River: I know you have questions. Mal: That would be why I just asked them.

'Objects In Space'


Natter 69: Practically names itself.  

Off-topic discussion. Wanna talk about corsets, duct tape, or physics? This is the place. Detailed discussion of any current-season TV must be whitefonted.


shrift - Mar 30, 2012 10:51:05 am PDT #28874 of 30001
"You can't put a price on the joy of not giving a shit." -Zenkitty

Hi ita's sister!

When I got to the register at 7-Eleven a few minutes ago they asked me how many Mega Millions tickets I wanted.


Consuela - Mar 30, 2012 10:51:44 am PDT #28875 of 30001
We are Buffistas.

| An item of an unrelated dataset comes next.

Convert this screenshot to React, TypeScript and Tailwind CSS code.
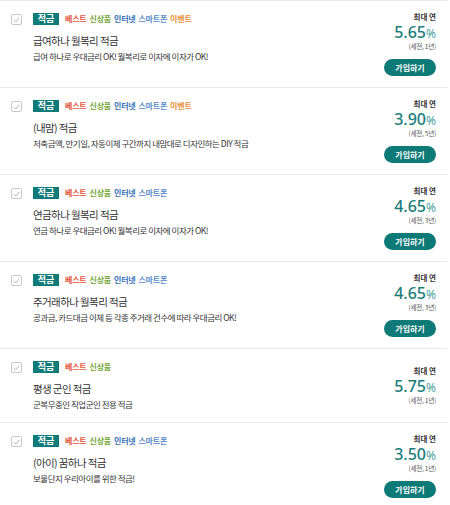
import React from "react";

type Product = {
  title: string;
  desc: string;
  rate: string;
  term: string;
  tags: string[];
  join: boolean;
};

const products: Product[] = [
  { title: "급여하나 월복리 적금", desc: "급여 하나로 우대금리 OK! 월복리로 이자에 이자가 OK!", rate: "5.65", term: "(세전, 1년)", tags: ["베스트", "신상품", "인터넷", "스마트폰", "이벤트"], join: true },
  { title: "(내맘) 적금", desc: "저축금액, 만기일, 자동이체 구간까지 내맘대로 디자인하는 DIY 적금", rate: "3.90", term: "(세전, 5년)", tags: ["베스트", "신상품", "인터넷", "스마트폰", "이벤트"], join: true },
  { title: "연금하나 월복리 적금", desc: "연금 하나로 우대금리 OK! 월복리로 이자에 이자가 OK!", rate: "4.65", term: "(세전, 3년)", tags: ["베스트", "신상품", "인터넷", "스마트폰"], join: true },
  { title: "주거래하나 월복리 적금", desc: "공과금, 카드대금 이체 등 각종 주거래 건수에 따라 우대금리 OK!", rate: "4.65", term: "(세전, 3년)", tags: ["베스트", "신상품", "인터넷", "스마트폰"], join: true },
  { title: "평생 군인 적금", desc: "군복무중인 직업군인 전용 적금", rate: "5.75", term: "(세전, 1년)", tags: ["베스트", "신상품"], join: false },
  { title: "(아이) 꿈하나 적금", desc: "보물단지 우리아이를 위한 적금!", rate: "3.50", term: "(세전, 1년)", tags: ["베스트", "신상품", "인터넷", "스마트폰"], join: true },
];

const tagColor: Record<string, string> = {
  베스트: "text-[#e2553b]",
  신상품: "text-[#74a63a]",
  인터넷: "text-[#3b74bb]",
  스마트폰: "text-[#5a8cc9]",
  이벤트: "text-[#e8913a]",
};

function CheckBox() {
  return (
    <div className="w-[11px] h-[11px] border border-[#c8c8c8] rounded-[2px] flex items-center justify-center bg-white">
      <svg width="7" height="6" viewBox="0 0 7 6" fill="none">
        <path d="M0.8 3 L2.8 5 L6.2 0.8" stroke="#b5b5b5" strokeWidth="1" />
      </svg>
    </div>
  );
}

export default function App() {
  return (
    <div
      className="w-[450px] bg-white text-[#333]"
      style={{ fontFamily: "'Noto Sans CJK KR', 'Noto Sans', sans-serif" }}
    >
      <ul className="w-[447px] border-t border-[#e8e8e8]">
        {products.map((p) => (
          <li key={p.title} className="flex items-center border-b border-[#e8e8e8] pt-[10px] pb-[11px] pr-[11px]">
            <div className="self-start flex flex-1 pt-[2px]">
              <div className="pl-[11px] pt-[1px] w-[33px]">
                <CheckBox />
              </div>
              <div className="flex flex-col">
                <div className="flex items-center gap-[6px] h-[12px]">
                  <span className="bg-[#0f7b78] text-white text-[9px] font-bold leading-[12px] h-[12px] w-[26px] text-center">적금</span>
                  <div className="flex gap-[3px] text-[8px] font-semibold leading-[12px] tracking-[-0.2px]">
                    {p.tags.map((t) => (
                      <span key={t} className={tagColor[t]}>{t}</span>
                    ))}
                  </div>
                </div>
                <div className="text-[10.5px] leading-[16px] h-[16px] mt-[8px] text-[#333] tracking-[-0.6px]">{p.title}</div>
                <div className="text-[8.5px] leading-[13px] h-[13px] mt-[1px] text-[#333] tracking-[-0.5px]">{p.desc}</div>
              </div>
            </div>
            <div className="flex flex-col items-end">
              <div className="text-[7.5px] font-bold leading-[12px] h-[12px] text-[#333]">최대 연</div>
              <div
                className="flex items-baseline h-[18px] pt-[1px] text-[#1a7d7a]"
                style={{ fontFamily: "'Noto Sans', sans-serif" }}
              >
                <span className="inline-block h-[16px] text-[16px] font-medium leading-[16px]">{p.rate}</span>
                <span className="inline-block h-[12px] text-[12px] leading-[12px] text-[#4aa09c]">%</span>
              </div>
              <div className="text-[6.5px] leading-[10px] h-[10px] text-[#555] tracking-[-0.2px]">{p.term}</div>
              {p.join && (
                <button className="mt-[8px] w-[52px] h-[17px] rounded-full bg-[#0e7a77] text-white text-[8px] font-bold leading-[17px]">
                  가입하기
                </button>
              )}
            </div>
          </li>
        ))}
      </ul>
    </div>
  );
}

This isn't our first apocalypse. -- Pix

Oh, I forgot to congratulate Jilli.

CONGRATULATIONS JILLI!

(I swear, if my job situation ever gets resolved, I'm throwing a party.)


Jessica - Mar 30, 2012 10:56:12 am PDT #28876 of 30001
And then Ortus came and said "It's Ortin' time" and they all Orted off into the sunset

Jessica, I don't get it: they gave you a gift last year, and this year they want you to give them back the gift they gave you in order for them to loan you something that is only to be used for work purposes?

Well technically the ones we got last year have should all the same restrictions on them, only since they were purchased at the Apple Store by our department head the whole this-isn't-really-a-gift-gift part was handwaved and not mentioned to anyone. Until now, since this year the purchasing was done through proper channels.


Jesse - Mar 30, 2012 10:58:44 am PDT #28877 of 30001
Sometimes I trip on how happy we could be.

Congrats, Jilli!

Hi, sister !.

I just watched a 20 minute information security video, which was somewhat entertaining, except for all of the breaches I have already witnessed today! What to do, what to do.


§ ita § - Mar 30, 2012 11:05:37 am PDT #28878 of 30001
Well not canonically, no, but this is transformative fiction.

People are looking at the picture of my knife on my desk funny. I may need to move it out of the direct line of vision of all my visitors.

Apparently one of the guys in Marketing got asked to take down a cartoon that said, among other things, "I'm confused and I don't know which of you to kill first."

God, workplaces are so sensitive.

My manager is giving a performance evaluation over the phone in the cube next to me, and I feel for her. Also, a bunch of that stuff is verbatim from my evaluation, so she must be bored out of her mind. It's 80% form filler, 20% individually targeted. At best.


SuziQ - Mar 30, 2012 11:07:32 am PDT #28879 of 30001
Back tattoos of the mother is that you are absolutely right - Ame

YAYAYAY Jilli! Is this the job you thought you didn't get, or something different?

It is so beautiful outside...I want to be DONE with work.


Atropa - Mar 30, 2012 11:09:18 am PDT #28880 of 30001
The artist formerly associated with cupcakes.

Is this the job you thought you didn't get, or something different?

It's a different job, but with the same team and same company. They really liked me and wanted to hire me. Yay!


Frankenbuddha - Mar 30, 2012 11:09:54 am PDT #28881 of 30001
"We are the Goon Squad and we're coming to town...Beep! Beep!" - David Bowie, "Fashion"

Apparently one of the guys in Marketing got asked to take down a cartoon that said, among other things, "I'm confused and I don't know which of you to kill first."

God, workplaces are so sensitive.

Looks at New Yorker cartoon with the line "Must you answer every question with a death threat?" and wonders if he should take it down.


lisah - Mar 30, 2012 11:14:42 am PDT #28882 of 30001
Punishingly Intricate

sarameg, I was thinking of you this morning. Have ou been to Baree Necessaties in Greenspring Station?


Matt the Bruins fan - Mar 30, 2012 11:23:19 am PDT #28883 of 30001
"I remember when they eventually introduced that drug kingpin who murdered people and smuggled drugs inside snakes and I was like 'Finally. A normal person.'” —RahvinDragand

Hi ita's sister! Make the professor who greenlighted this thing cry!